When Kandelle Olson of Upsala bought the American quarter horse/mustang cross “Dollar” for 50 cents she never dreamed he would become a great competitive trail riding horse.
“He was an ‘oops baby.’ A friend of mine came home one day and realized the mustang stallion had gotten into the pasture where her mare was grazing,” she said.
Eleven months later, Dollar was born. Since Olson’s friend wanted him go to a good home, she offered him to Olson.
Initially the plan was to train Dollar and sell him, Olson said. But it didn’t take long for the yellow dun to find his way into her heart.
“He has such a great personality,” she said.
When Olson trains horses, she believes in making it as natural as possible. One way she introduces them to items that have the potential of scaring them, such as tarps, is to feed them near or on it.
“When the horses are younger I put a lot of stuff in their pasture to desensitize them in a natural way. I find it’s easier for the horse, because it allows them to think it through without being pushed by the handler. They do it at their own pace,” Olson said.
Olson also likes to train her horses while she is trail riding. It gives them the experience of being away from the safety of home and prepares them to face anything that may come their way.
About seven years ago, Johnson started competing in competitive trail riding. Even though Dollar was only 3 and inexperienced, they placed second.
“I thought it would be interesting to try out. I had some friends who had some older and more experienced horses. But Dollar did it all and we did it well enough to place,”Olson said.
In competitive trail riding there are a wide variety of obstacles, such as logs, debris, long and narrow bridges, suspension bridges, an embankment with water and more that the horse and rider need to pass through. Since most events are timed, Olson said it adds pressure and speed.
“I love letting him run. He is fast,” Olson said.
Most competitions have 12-18 obstacles. Some timed events are arranged to let the horse and rider clear as many obstacles as they possibly can within three minutes.
But the concept of going through obstacle courses is not new to Olson. For many years she belonged to the Morrison County Sheriff’s Posse.
“Every year you had to go through an obstacle course to certify your horse. It was just fun to get together with the others and come up with obstacles you might encounter during a posse. It also gave you a chance to see how well you could handle your horse and how your horse would react to a strange and unknown situation,” Olson said.

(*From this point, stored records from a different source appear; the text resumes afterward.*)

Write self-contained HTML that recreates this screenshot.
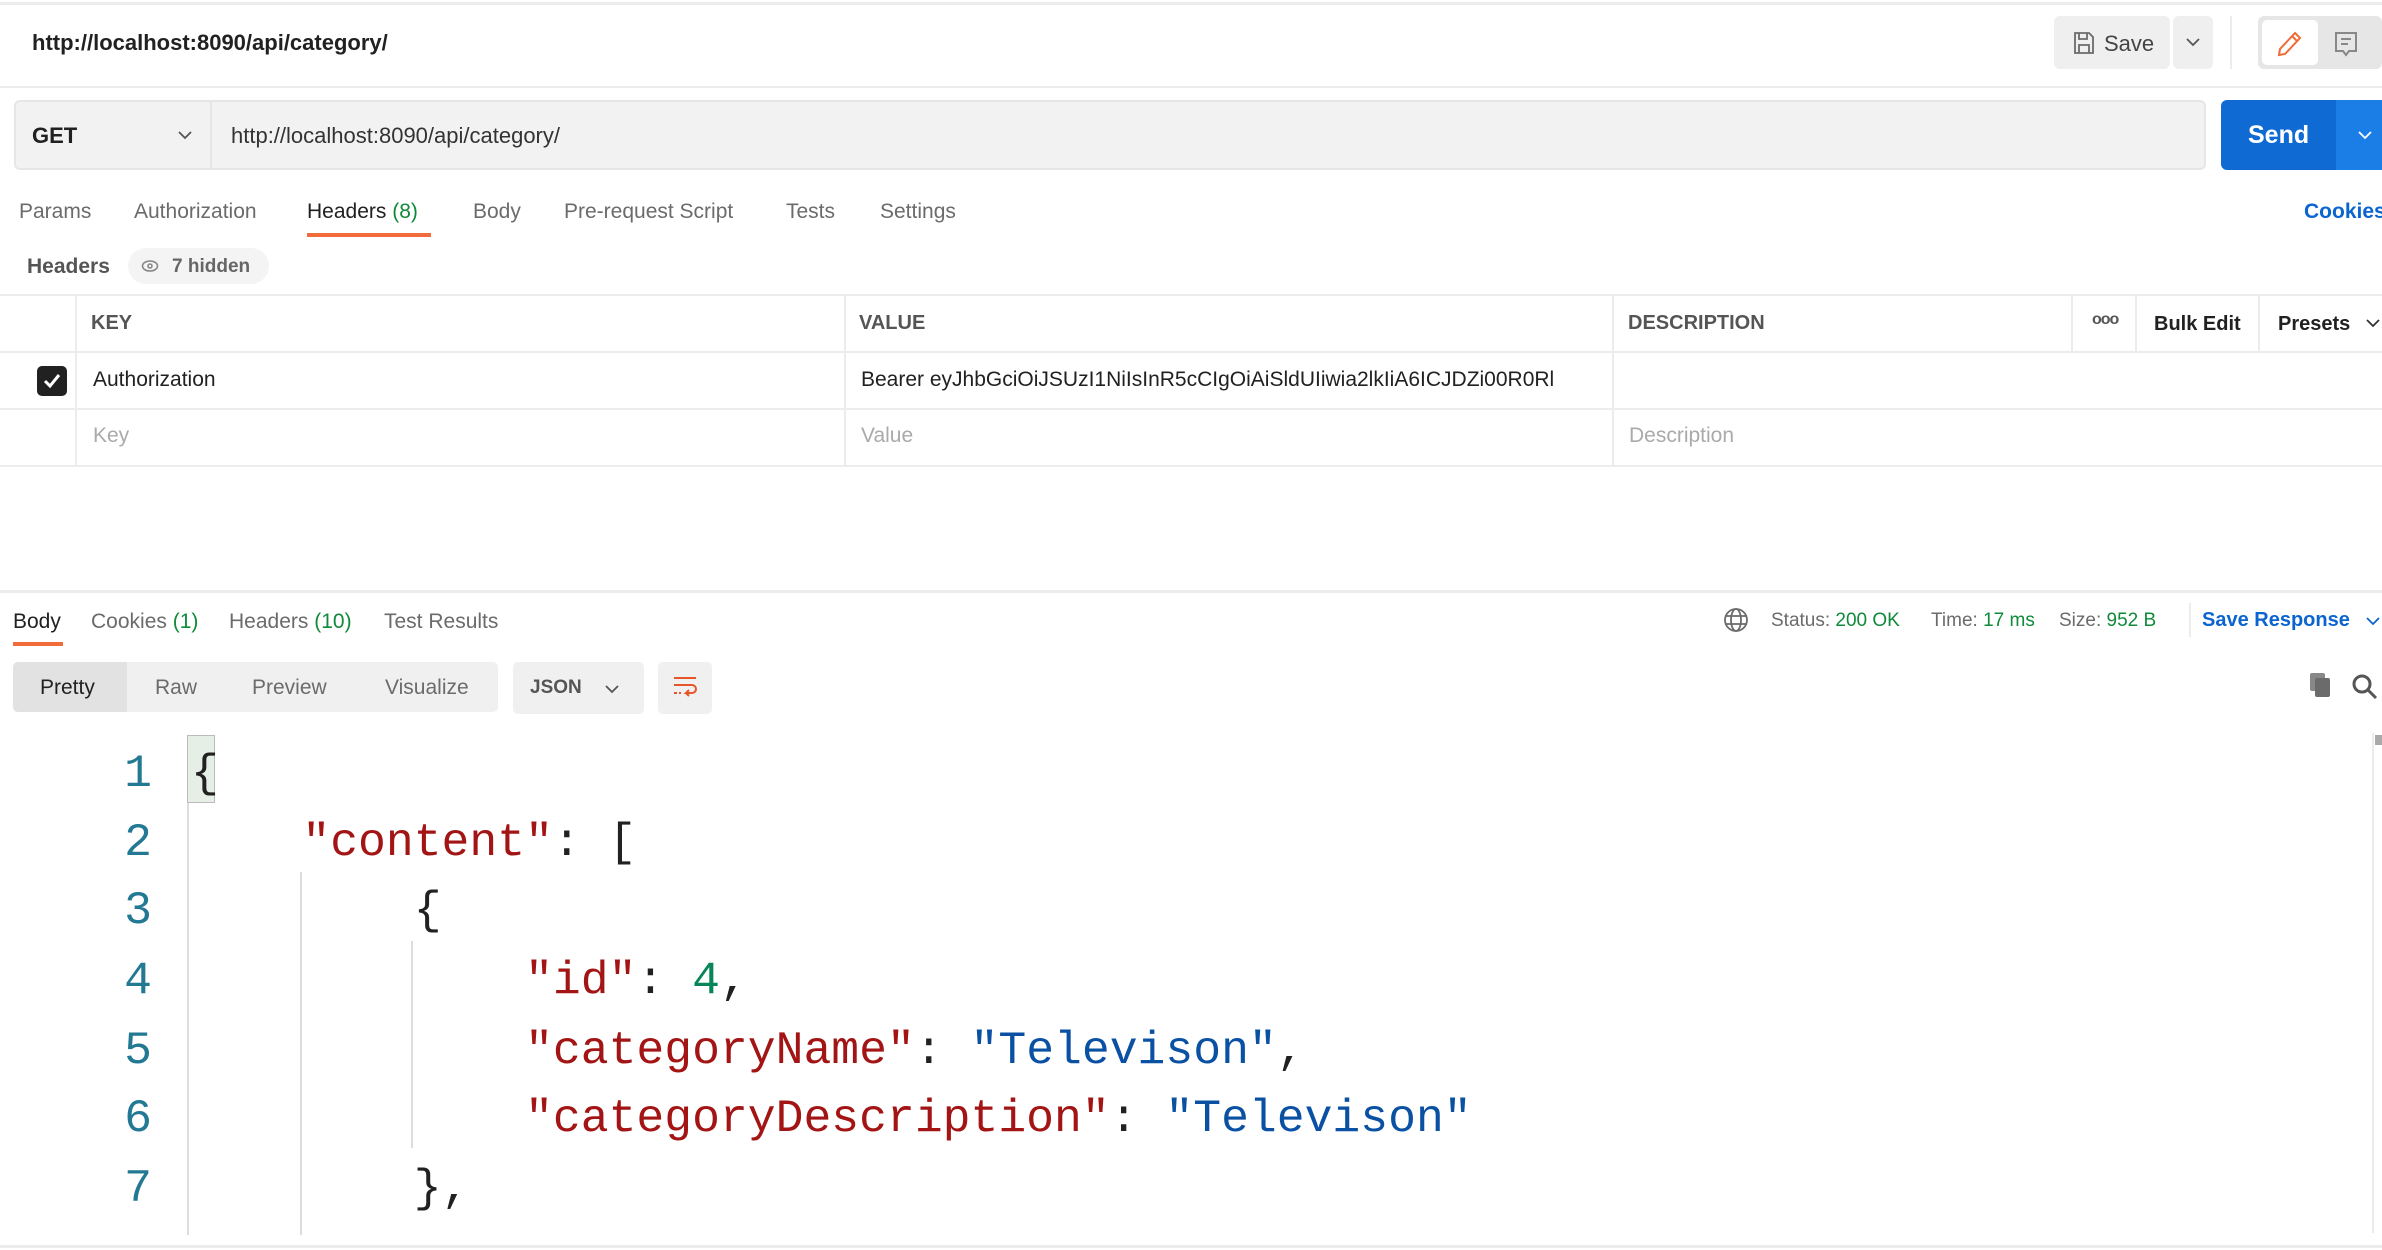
<!DOCTYPE html>
<html><head><meta charset="utf-8"><style>
*{box-sizing:border-box;margin:0;padding:0}
body{width:2382px;height:1250px;overflow:hidden;background:#fff;font-family:"Liberation Sans",sans-serif;color:#212121;position:relative}
.a{position:absolute;white-space:nowrap}
.hl{position:absolute;left:0;right:0;height:2px;background:#ececec}
.vl{position:absolute;width:2px;background:#ececec}
.tab{font-size:21px;color:#6b6b6b}
.g{color:#0f8a3a}
.code{font-family:"Liberation Mono",monospace;font-size:46.4px;white-space:pre}
.s{color:#a31515}.b{color:#0b51a3}.n{color:#098658}
.ln{font-family:"Liberation Mono",monospace;font-size:46.4px;color:#237893;width:60px;text-align:right;left:92px}
</style></head><body>
<div class="hl" style="top:2px;height:3px"></div>
<div class="a" style="left:32px;top:30px;font-size:22px;font-weight:bold;color:#212121">http://localhost:8090/api/category/</div>
<div class="a" style="left:2054px;top:16px;width:116px;height:53px;background:#efefef;border-radius:6px"></div>
<svg class="a" style="left:2072px;top:31px" width="24" height="24" viewBox="0 0 24 24" fill="none" stroke="#6b6b6b" stroke-width="1.8"><path d="M3 2h14l4 4v16H3z M7 2v6h8V2 M7 22v-8h10v8"/></svg>
<div class="a" style="left:2104px;top:31px;font-size:22px;color:#444">Save</div>
<div class="a" style="left:2173px;top:16px;width:40px;height:53px;background:#efefef;border-radius:6px"></div>
<svg class="a" style="left:2184px;top:35px" width="18" height="14" viewBox="0 0 18 14" fill="none" stroke="#555" stroke-width="1.8"><path d="M3 4l6 6 6-6"/></svg>
<div class="a" style="left:2230px;top:16px;width:2px;height:53px;background:#ececec"></div>
<div class="a" style="left:2258px;top:16px;width:124px;height:53px;background:#e6e6e6;border-radius:6px"></div>
<div class="a" style="left:2262px;top:20px;width:56px;height:45px;background:#fff;border-radius:5px"></div>
<svg class="a" style="left:2275px;top:30px" width="28" height="28" viewBox="0 0 28 28" fill="none" stroke="#f06a35" stroke-width="2"><path d="M20 3l5 5L10 24l-6 1 1-6z M17 6l5 5"/></svg>
<svg class="a" style="left:2332px;top:30px" width="28" height="28" viewBox="0 0 28 28" fill="none" stroke="#888" stroke-width="2"><path d="M4 3h20v18H17l-3 4-3-4H4z M9 9h10 M9 14h7"/></svg>
<div class="hl" style="top:86px"></div>
<div class="a" style="left:14px;top:100px;width:2192px;height:70px;background:#f2f2f2;border:2px solid #e6e6e6;border-radius:6px"></div>
<div class="a" style="left:210px;top:102px;width:2px;height:66px;background:#e6e6e6"></div>
<div class="a" style="left:32px;top:123px;font-size:22px;font-weight:bold">GET</div>
<svg class="a" style="left:176px;top:128px" width="18" height="14" viewBox="0 0 18 14" fill="none" stroke="#555" stroke-width="1.8"><path d="M3 4l6 6 6-6"/></svg>
<div class="a" style="left:231px;top:123px;font-size:22px;color:#333">http://localhost:8090/api/category/</div>
<div class="a" style="left:2221px;top:100px;width:161px;height:70px;background:#0f6bd3;border-radius:6px 0 0 6px"></div>
<div class="a" style="left:2336px;top:100px;width:46px;height:70px;background:#1a7ee6"></div>
<div class="a" style="left:2248px;top:121px;font-size:25px;font-weight:bold;color:#fff">Send</div>
<svg class="a" style="left:2356px;top:128px" width="18" height="14" viewBox="0 0 18 14" fill="none" stroke="#fff" stroke-width="1.8"><path d="M3 4l6 6 6-6"/></svg>
<div class="a tab" style="left:19px;top:200px">Params</div>
<div class="a tab" style="left:134px;top:200px">Authorization</div>
<div class="a tab" style="left:307px;top:200px;color:#212121">Headers <span class="g">(8)</span></div>
<div class="a" style="left:307px;top:233px;width:124px;height:4px;background:#f26b3a"></div>
<div class="a tab" style="left:473px;top:200px">Body</div>
<div class="a tab" style="left:564px;top:200px">Pre-request Script</div>
<div class="a tab" style="left:786px;top:200px">Tests</div>
<div class="a tab" style="left:880px;top:200px">Settings</div>
<div class="a" style="left:2304px;top:200px;font-size:21px;font-weight:bold;color:#0b65d0">Cookies</div>
<div class="a" style="left:27px;top:255px;font-size:21px;font-weight:bold;color:#555">Headers</div>
<div class="a" style="left:128px;top:248px;width:141px;height:36px;background:#f4f4f4;border-radius:18px"></div>
<svg class="a" style="left:141px;top:258px" width="18" height="16" viewBox="0 0 18 16" fill="none" stroke="#888" stroke-width="1.6"><ellipse cx="9" cy="8" rx="7.5" ry="5"/><circle cx="9" cy="8" r="2"/></svg>
<div class="a" style="left:172px;top:256px;font-size:19px;font-weight:bold;color:#666">7 hidden</div>
<div class="hl" style="top:294px"></div>
<div class="hl" style="top:351px"></div>
<div class="hl" style="top:408px"></div>
<div class="hl" style="top:465px"></div>
<div class="vl" style="left:75px;top:296px;height:169px"></div>
<div class="vl" style="left:844px;top:296px;height:169px"></div>
<div class="vl" style="left:1612px;top:296px;height:169px"></div>
<div class="vl" style="left:2071px;top:296px;height:55px"></div>
<div class="vl" style="left:2135px;top:296px;height:55px"></div>
<div class="vl" style="left:2258px;top:296px;height:55px"></div>
<div class="a" style="left:91px;top:312px;font-size:20px;font-weight:bold;color:#555">KEY</div>
<div class="a" style="left:859px;top:312px;font-size:20px;font-weight:bold;color:#555">VALUE</div>
<div class="a" style="left:1628px;top:312px;font-size:20px;font-weight:bold;color:#555">DESCRIPTION</div>
<div class="a" style="left:2092px;top:311px;font-size:16px;font-weight:bold;color:#555;letter-spacing:-1px">ooo</div>
<div class="a" style="left:2154px;top:313px;font-size:20px;font-weight:bold">Bulk Edit</div>
<div class="a" style="left:2278px;top:313px;font-size:20px;font-weight:bold">Presets</div>
<svg class="a" style="left:2364px;top:316px" width="18" height="14" viewBox="0 0 18 14" fill="none" stroke="#333" stroke-width="1.8"><path d="M3 4l6 6 6-6"/></svg>
<div class="a" style="left:37px;top:366px;width:30px;height:30px;background:#212121;border-radius:5px"></div>
<svg class="a" style="left:41px;top:370px" width="22" height="22" viewBox="0 0 22 22" fill="none" stroke="#fff" stroke-width="3"><path d="M4 11l5 5 9-11"/></svg>
<div class="a" style="left:93px;top:368px;font-size:21px">Authorization</div>
<div class="a" style="left:861px;top:368px;font-size:21px">Bearer eyJhbGciOiJSUzI1NiIsInR5cCIgOiAiSldUIiwia2lkIiA6ICJDZi00R0Rl</div>
<div class="a" style="left:93px;top:424px;font-size:21px;color:#aaa">Key</div>
<div class="a" style="left:861px;top:424px;font-size:21px;color:#aaa">Value</div>
<div class="a" style="left:1629px;top:424px;font-size:21px;color:#aaa">Description</div>
<div class="hl" style="top:590px;height:3px"></div>
<div class="a tab" style="left:13px;top:610px;color:#212121">Body</div>
<div class="a" style="left:13px;top:642px;width:50px;height:4px;background:#f26b3a"></div>
<div class="a tab" style="left:91px;top:610px">Cookies <span class="g">(1)</span></div>
<div class="a tab" style="left:229px;top:610px">Headers <span class="g">(10)</span></div>
<div class="a tab" style="left:384px;top:610px">Test Results</div>
<svg class="a" style="left:1723px;top:607px" width="26" height="26" viewBox="0 0 26 26" fill="none" stroke="#6b6b6b" stroke-width="1.8"><circle cx="13" cy="13" r="11"/><ellipse cx="13" cy="13" rx="5" ry="11"/><path d="M2 9h22M2 17h22"/></svg>
<div class="a" style="left:1771px;top:610px;font-size:19px;color:#6b6b6b">Status: <span class="g">200 OK</span></div>
<div class="a" style="left:1931px;top:610px;font-size:19px;color:#6b6b6b">Time: <span class="g">17 ms</span></div>
<div class="a" style="left:2059px;top:610px;font-size:19px;color:#6b6b6b">Size: <span class="g">952 B</span></div>
<div class="a" style="left:2189px;top:603px;width:2px;height:34px;background:#ececec"></div>
<div class="a" style="left:2202px;top:609px;font-size:20px;font-weight:bold;color:#0b65d0">Save Response</div>
<svg class="a" style="left:2364px;top:614px" width="18" height="14" viewBox="0 0 18 14" fill="none" stroke="#0b65d0" stroke-width="1.8"><path d="M3 4l6 6 6-6"/></svg>
<div class="a" style="left:13px;top:662px;width:485px;height:50px;background:#f0f0f0;border-radius:5px"></div>
<div class="a" style="left:13px;top:662px;width:114px;height:50px;background:#e2e2e2;border-radius:5px 0 0 5px"></div>
<div class="a" style="left:40px;top:676px;font-size:21px">Pretty</div>
<div class="a tab" style="left:155px;top:676px">Raw</div>
<div class="a tab" style="left:252px;top:676px">Preview</div>
<div class="a tab" style="left:385px;top:676px">Visualize</div>
<div class="a" style="left:513px;top:662px;width:131px;height:52px;background:#f0f0f0;border-radius:5px"></div>
<div class="a" style="left:530px;top:677px;font-size:19px;font-weight:bold;color:#555">JSON</div>
<svg class="a" style="left:603px;top:682px" width="18" height="14" viewBox="0 0 18 14" fill="none" stroke="#555" stroke-width="1.8"><path d="M3 4l6 6 6-6"/></svg>
<div class="a" style="left:658px;top:662px;width:54px;height:52px;background:#f0f0f0;border-radius:5px"></div>
<svg class="a" style="left:670px;top:674px" width="30" height="28" viewBox="0 0 30 28" fill="none" stroke="#e8552a" stroke-width="2"><path d="M4 4h22M4 11h18a4 4 0 010 8h-6l3-3M16 19l3 3M4 19h3M9 19h2"/></svg>
<svg class="a" style="left:2308px;top:671px" width="26" height="28" viewBox="0 0 26 28"><rect x="2" y="2" width="15" height="18" rx="2" fill="#888"/><rect x="7" y="7" width="15" height="19" rx="2" fill="#6b6b6b"/></svg>
<svg class="a" style="left:2350px;top:672px" width="28" height="28" viewBox="0 0 28 28" fill="none" stroke="#555" stroke-width="3"><circle cx="12" cy="12" r="8"/><path d="M18 18l8 8"/></svg>
<div class="a" style="left:2375px;top:735px;width:7px;height:10px;background:#aaa"></div>
<div class="a" style="left:2372px;top:733px;width:2px;height:500px;background:#ececec"></div>
<div class="a" style="left:187px;top:735px;width:2px;height:500px;background:#ddd"></div>
<div class="a" style="left:300px;top:872px;width:2px;height:363px;background:#ddd"></div>
<div class="a" style="left:411px;top:941px;width:2px;height:207px;background:#ddd"></div>
<div class="a" style="left:187px;top:735px;width:28px;height:68px;background:#e6efe6;border:1px solid #bbb"></div>
<div class="a ln" style="top:747px">1</div>
<div class="a ln" style="top:816px">2</div>
<div class="a ln" style="top:884px">3</div>
<div class="a ln" style="top:954px">4</div>
<div class="a ln" style="top:1024px">5</div>
<div class="a ln" style="top:1092px">6</div>
<div class="a ln" style="top:1162px">7</div>
<div class="a code" style="left:191px;top:747px">{</div>
<div class="a code" style="left:191px;top:816px">    <span class="s">"content"</span>: [</div>
<div class="a code" style="left:191px;top:884px">        {</div>
<div class="a code" style="left:191px;top:954px">            <span class="s">"id"</span>: <span class="n">4</span>,</div>
<div class="a code" style="left:191px;top:1024px">            <span class="s">"categoryName"</span>: <span class="b">"Televison"</span>,</div>
<div class="a code" style="left:191px;top:1092px">            <span class="s">"categoryDescription"</span>: <span class="b">"Televison"</span></div>
<div class="a code" style="left:191px;top:1162px">        },</div>
<div class="hl" style="top:1245px;height:3px"></div>
</body></html>
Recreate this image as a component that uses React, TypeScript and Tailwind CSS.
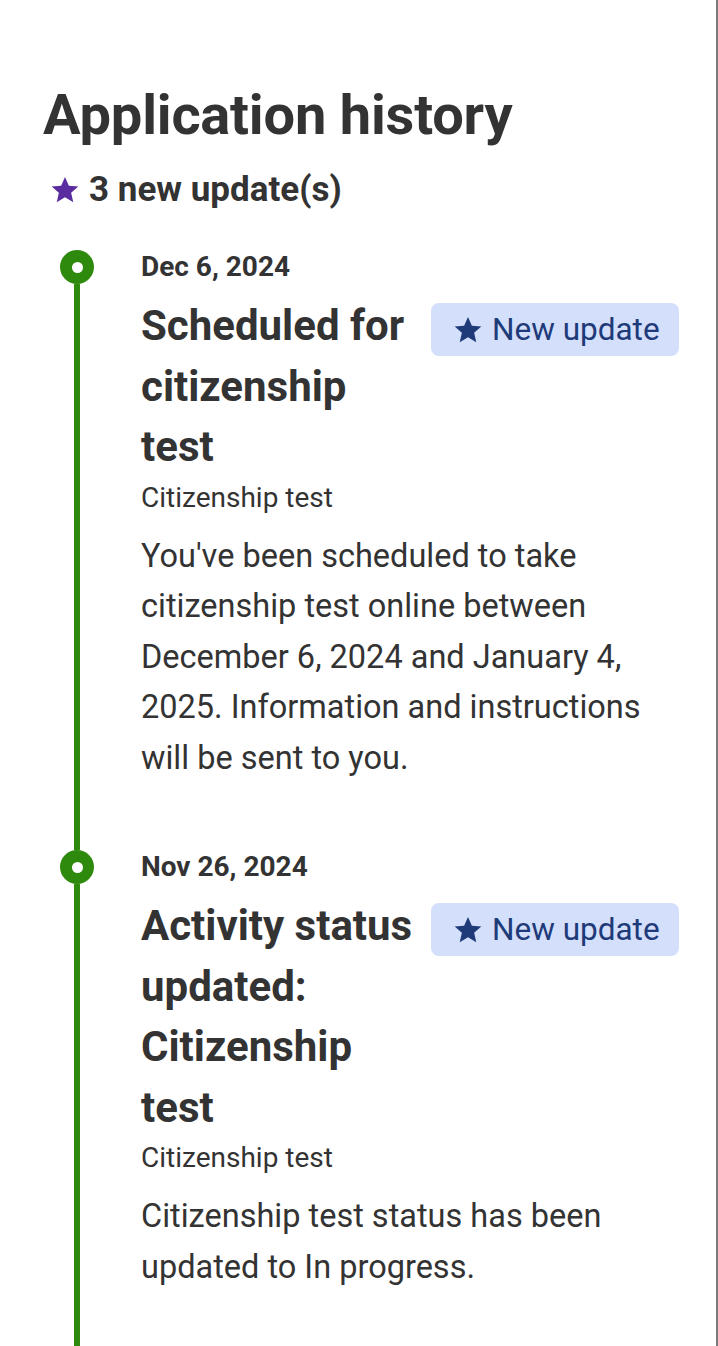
const updates = [
  {
    date: "Dec 6, 2024",
    title: "Scheduled for citizenship test",
    category: "Citizenship test",
    body: "You've been scheduled to take citizenship test online between December 6, 2024 and January 4, 2025. Information and instructions will be sent to you.",
  },
  {
    date: "Nov 26, 2024",
    title: "Activity status updated: Citizenship test",
    category: "Citizenship test",
    body: "Citizenship test status has been updated to In progress.",
  },
];

function Star({ className }: { className?: string }) {
  return (
    <svg viewBox="0 0 24 24" className={className} fill="currentColor" aria-hidden="true">
      <path d="M12 2.2l2.9 6.6 7.1.6-5.4 4.7 1.6 7-6.2-3.7-6.2 3.7 1.6-7L2 9.4l7.1-.6z" strokeLinejoin="round" />
    </svg>
  );
}

export default function App() {
  return (
    <div className="min-h-screen border-r-2 border-[#7a7a7a] bg-white font-['Roboto',sans-serif] text-[#333333]">
      <main className="pl-[43px] pr-[37px] pt-[82px]">
        {/* Header */}
        <h1 className="text-[56px] font-bold leading-[66px] tracking-[-0.2px]">Application history</h1>
        <div className="mt-[22px] flex items-center gap-[8px] pl-[6px]">
          <Star className="h-[32px] w-[32px] text-[#5a2ca0]" />
          <span className="text-[35px] font-bold leading-[40px]">3 new update(s)</span>
        </div>

        {/* Timeline */}
        <div className="mt-[40px]">
          {updates.map((u) => (
            <div key={u.date} className="flex">
              <div className="flex w-[98px] shrink-0 flex-col items-center pr-[30px]">
                <div className="flex h-[34px] w-[34px] shrink-0 items-center justify-center rounded-full bg-[#2e8a0c]">
                  <div className="h-[11px] w-[11px] rounded-full bg-white" />
                </div>
                <div className="w-[6px] flex-1 bg-[#2e8a0c]" />
              </div>
              <div className="min-w-0 flex-1 pb-[67px]">
                <div className="text-[28px] font-bold leading-[34px]">{u.date}</div>
                <div className="mt-[12px] flex items-start gap-[16px]">
                  <h2 className="min-w-0 flex-1 text-[42px] font-bold leading-[60.5px]">{u.title}</h2>
                  <span className="mt-[7px] inline-flex h-[53px] w-[248px] shrink-0 items-center gap-[8px] rounded-[8px] bg-[#d3dffb] pl-[21px] text-[31.5px] text-[#1e3a78]">
                    <Star className="h-[32px] w-[32px]" />
                    New update
                  </span>
                </div>
                <div className="mt-[4px] text-[28px] leading-[32px]">{u.category}</div>
                <p className="mt-[17px] text-[32.5px] leading-[50.5px]">{u.body}</p>
              </div>
            </div>
          ))}
        </div>
      </main>
    </div>
  );
}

That included standing right next to a squad car blasting its sirens and lights, Olson said.
At that time, she rode her grey Egyptian Arabian “Hebet.” Despite that she was an Arabian and the breed is well-known for its hot temper, she was quite calm, Olson said.
“People had a hard time believing she was an Arabian because of how mellow she was,” she said.
That became even more evident the time when a helicopter flew over them and landed nearby and she remained asleep, Olson said.
Even though Olson trains her horses well, competitive trail riding doesn’t come without a few challenges along the way. She has learned to just take it as it comes.
Even when Dollar hesitates to go in a certain direction or over an obstacle, Olson finds it easiest to just focus on where she’s going. Many make the mistake of looking straight at the ground, which can create an imbalance and confusion.
One common obstacle many horses hesitate at is the embankment that leads into water.
“A lot of horses don’t want to do it, because they don’t expect to go into the water at that kind of angle. It scares them,” Olson said.
It is one of the obstacles Dollar usually hesitates at, but it doesn’t take much for him to decide to trust Olson after all. The two have a strong bond, Olson said, “We’ve gone through a lot of rivers and into lakes. That has helped us with going through the water obstacles,” Olson said.
Another obstacle that makes Dollar nervous is the suspension bridge. At first he will walk onto it carefully, but about halfway across, he’ll hurry up to get off it.
For equipment, Olson prefers to use a lighter western saddle without the horn. It allows her more freedom in the saddle and the horn is not in the way when climbing hills or jumping, Olson said.
The competitive trail riding has taken Olson and her horse across Minnesota. In addition, she and her friends also like to meet up and go trail riding and camping.
“It’s so much fun. I recommend anyone to try it,” she said.